El dolorcillo permanente e infatigable en la muela, como el latido tozudo de un corazón ansioso; el pinchazo agudo y amargo en la rodilla, que chirría cual engranaje oxidado; la maldita ciática; el crujido en el tobillo, acompañado de un estallido punzante y abrasador; el dolor continuo en las cervicales; las migrañas, ensordecedores campanazos a medianoche, hirientes como viejas cuchillas de acero; la desalentadora acidez de estómago; el cansancio crónico, que nos transforma en lastimosos soldaditos de plomo. La salud, que se retira, que se revuelve furiosa y furiosa regresa, como una ola, al seno del océano, abandonándonos como náufragos a nuestra suerte.
Cuando se tiene juventud, la salud se concibe como algo abstracto, indefinible. En la cresta más empinada y radiante de la mocedad, la salud se desprecia, se subestima alegremente, y el individuo se empeña una y otra vez, de manera inconsciente, en mortificarla. Castigamos el cuerpo casi a diario, de mil ingeniosas formas, con esa estúpida insensatez, tan divertida, tan ingenua. Pero esta gloriosa época de ruidosa y fascinante juventud, en que se daña impunemente el frágil organismo —que imaginamos eterno, inquebrantable—, tiene fecha de caducidad. A los treinta y cinco años, solo un siglo atrás, se fallecía de muerte natural: era perfectamente natural morirse, por ejemplo, de una fiebre o por una tuberculosis. Con qué inmensa pesadumbre, hoy, longevos, condenamos inútilmente los excesos del pasado, los maltratos inferidos al cuerpo en los años atolondrados de juventud. Decía Serrat, palabras más, palabras menos, que es una verdadera desgracia apreciar lo que se tenía precisamente cuando ya se ha perdido. Y es esta una poderosa lección que jamás aprenderemos, aun cuando el artista la cante con esa voz temblona y artificiosa: «Nada más amado que lo que perdí.»

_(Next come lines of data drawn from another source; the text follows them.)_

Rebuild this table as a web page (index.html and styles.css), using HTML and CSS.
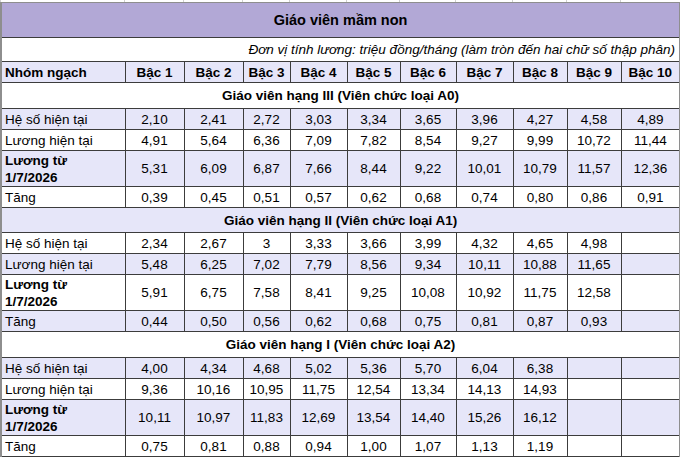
FILE: index.html
```html
<!DOCTYPE html>
<html lang="vi">
<head>
<meta charset="utf-8">
<title>Giáo viên mầm non</title>
<link rel="stylesheet" href="styles.css">
</head>
<body>
<div class="top-strip">
  <span></span><span></span><span></span><span></span><span></span><span></span><span></span><span></span><span></span><span></span><span></span>
</div>
<table class="salary">
  <colgroup>
    <col class="c-label"><col class="c1"><col class="c2"><col class="c3"><col class="c4"><col class="c5"><col class="c6"><col class="c7"><col class="c8"><col class="c9"><col class="c10">
  </colgroup>
  <tr class="title"><td colspan="11">Giáo viên mầm non</td></tr>
  <tr class="unit"><td colspan="11">Đơn vị tính lương: triệu đồng/tháng (làm tròn đến hai chữ số thập phân)</td></tr>
  <tr class="head lav">
    <td class="label">Nhóm ngạch</td><td>Bậc 1</td><td>Bậc 2</td><td>Bậc 3</td><td>Bậc 4</td><td>Bậc 5</td><td>Bậc 6</td><td>Bậc 7</td><td>Bậc 8</td><td>Bậc 9</td><td>Bậc 10</td>
  </tr>

  <tr class="section h27"><td colspan="11">Giáo viên hạng III (Viên chức loại A0)</td></tr>
  <tr class="row lav"><td class="label">Hệ số hiện tại</td><td>2,10</td><td>2,41</td><td>2,72</td><td>3,03</td><td>3,34</td><td>3,65</td><td>3,96</td><td>4,27</td><td>4,58</td><td>4,89</td></tr>
  <tr class="row"><td class="label">Lương hiện tại</td><td>4,91</td><td>5,64</td><td>6,36</td><td>7,09</td><td>7,82</td><td>8,54</td><td>9,27</td><td>9,99</td><td>10,72</td><td>11,44</td></tr>
  <tr class="row tall lav"><td class="label strong">Lương từ<br>1/7/2026</td><td>5,31</td><td>6,09</td><td>6,87</td><td>7,66</td><td>8,44</td><td>9,22</td><td>10,01</td><td>10,79</td><td>11,57</td><td>12,36</td></tr>
  <tr class="row"><td class="label">Tăng</td><td>0,39</td><td>0,45</td><td>0,51</td><td>0,57</td><td>0,62</td><td>0,68</td><td>0,74</td><td>0,80</td><td>0,86</td><td>0,91</td></tr>

  <tr class="section h25 lav"><td colspan="11">Giáo viên hạng II (Viên chức loại A1)</td></tr>
  <tr class="row"><td class="label">Hệ số hiện tại</td><td>2,34</td><td>2,67</td><td>3</td><td>3,33</td><td>3,66</td><td>3,99</td><td>4,32</td><td>4,65</td><td>4,98</td><td></td></tr>
  <tr class="row lav"><td class="label">Lương hiện tại</td><td>5,48</td><td>6,25</td><td>7,02</td><td>7,79</td><td>8,56</td><td>9,34</td><td>10,11</td><td>10,88</td><td>11,65</td><td></td></tr>
  <tr class="row tall"><td class="label strong">Lương từ<br>1/7/2026</td><td>5,91</td><td>6,75</td><td>7,58</td><td>8,41</td><td>9,25</td><td>10,08</td><td>10,92</td><td>11,75</td><td>12,58</td><td></td></tr>
  <tr class="row lav"><td class="label">Tăng</td><td>0,44</td><td>0,50</td><td>0,56</td><td>0,62</td><td>0,68</td><td>0,75</td><td>0,81</td><td>0,87</td><td>0,93</td><td></td></tr>

  <tr class="section h26"><td colspan="11">Giáo viên hạng I (Viên chức loại A2)</td></tr>
  <tr class="row lav"><td class="label">Hệ số hiện tại</td><td>4,00</td><td>4,34</td><td>4,68</td><td>5,02</td><td>5,36</td><td>5,70</td><td>6,04</td><td>6,38</td><td></td><td></td></tr>
  <tr class="row"><td class="label">Lương hiện tại</td><td>9,36</td><td>10,16</td><td>10,95</td><td>11,75</td><td>12,54</td><td>13,34</td><td>14,13</td><td>14,93</td><td></td><td></td></tr>
  <tr class="row tall lav"><td class="label strong">Lương từ<br>1/7/2026</td><td>10,11</td><td>10,97</td><td>11,83</td><td>12,69</td><td>13,54</td><td>14,40</td><td>15,26</td><td>16,12</td><td></td><td></td></tr>
  <tr class="row"><td class="label">Tăng</td><td>0,75</td><td>0,81</td><td>0,88</td><td>0,94</td><td>1,00</td><td>1,07</td><td>1,13</td><td>1,19</td><td></td><td></td></tr>
</table>
</body>
</html>
```

FILE: styles.css
```css
html, body {
  margin: 0;
  padding: 0;
  background: #ffffff;
}

body {
  width: 680px;
  font-family: "Liberation Sans", Arial, sans-serif;
  font-size: 13.5px;
  color: #000;
}

.top-strip {
  display: grid;
  grid-template-columns: 124px 59px 59px 47px 57px 53px 56px 57px 54px 54px 59px;
  width: 679px;
  height: 2px;
}

.top-strip span {
  border-left: 1px solid #d0d0d0;
}

.salary {
  width: 679px;
  border-collapse: collapse;
  table-layout: fixed;
}

.c-label { width: 124px; }
.c1 { width: 59px; }
.c2 { width: 59px; }
.c3 { width: 47px; }
.c4 { width: 57px; }
.c5 { width: 53px; }
.c6 { width: 56px; }
.c7 { width: 57px; }
.c8 { width: 54px; }
.c9 { width: 54px; }
.c10 { width: 59px; }

.salary td {
  border: 1px solid #3c3c3c;
  padding: 0 3px;
  text-align: center;
  vertical-align: middle;
  white-space: nowrap;
  line-height: 17px;
}

.salary tr td:first-child {
  border-left: 2px solid #8e8e8e;
}

.salary tr td:last-child {
  border-right: 2px solid #8e8e8e;
}

.title {
  height: 35px;
  background: #b2a8d6;
}

.title td {
  font-weight: bold;
  font-size: 14.5px;
  border-top: 1px solid #8e8e8e;
}

.unit {
  height: 24px;
}

.unit td {
  text-align: right;
  font-style: italic;
  padding-right: 4px;
}

.head {
  height: 21px;
}

.head td {
  font-weight: bold;
}

.lav {
  background: #e6e6f9;
}

.section td {
  font-weight: bold;
}

.h27 { height: 26px; }
.h25 { height: 25px; }
.h26 { height: 26px; }

.row { height: 21px; }
.row.tall { height: 36px; }

.salary td.label {
  text-align: left;
  padding-left: 3px;
}

.salary td.strong {
  font-weight: bold;
}
```
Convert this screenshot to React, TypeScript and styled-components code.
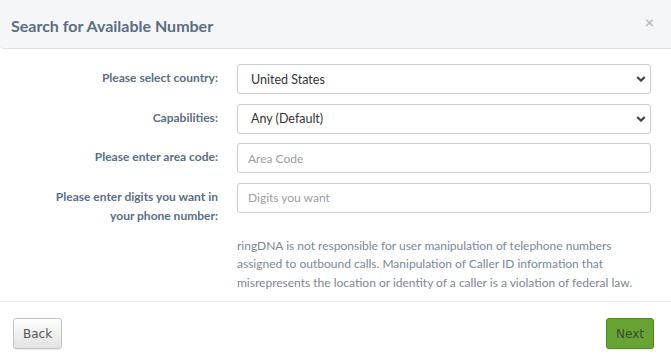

Existe a una determinada edad, por otra parte, una cierta y rocambolesca satisfacción, una especie de secreta alegría por vivir constantemente enganchado a una medicación. Algunas personas tratan de encubrirlo, pero, a poco que uno las observe, descubrirá que se sienten extremadamente felices de acudir regularmente al médico. Hay un júbilo indecible en esa cita innecesaria y periódica, ineludible, hay un ridículo entusiasmo en el placebo de esa pastillita sagrada, y también en esa exhibición boba de la enfermedad ficticia, del drama impostado entre murmullos y mohínes, de la falsa tragedia personal aireada gozosamente en la esquina, junto a la puerta del supermercado, con gran teatro y aspavientos, como si se obtuviera un mérito codiciado y especial, a los ojos de los demás, por estar enfermo.
No obstante todo el torpe discurso anterior, en numerosas ocasiones, y aquí asoma sus garras la auténtica fatalidad, el deterioro de la salud obedece puramente al azar, o a una desconocida herencia genética, y nada podemos hacer por prevenir sus estragos. Nada en absoluto, salvo lamentar profundamente los caprichos del destino, tan incomprensible, tan devastador a veces. Nada en absoluto, salvo llorar la ausencia de un ser querido e irreemplazable.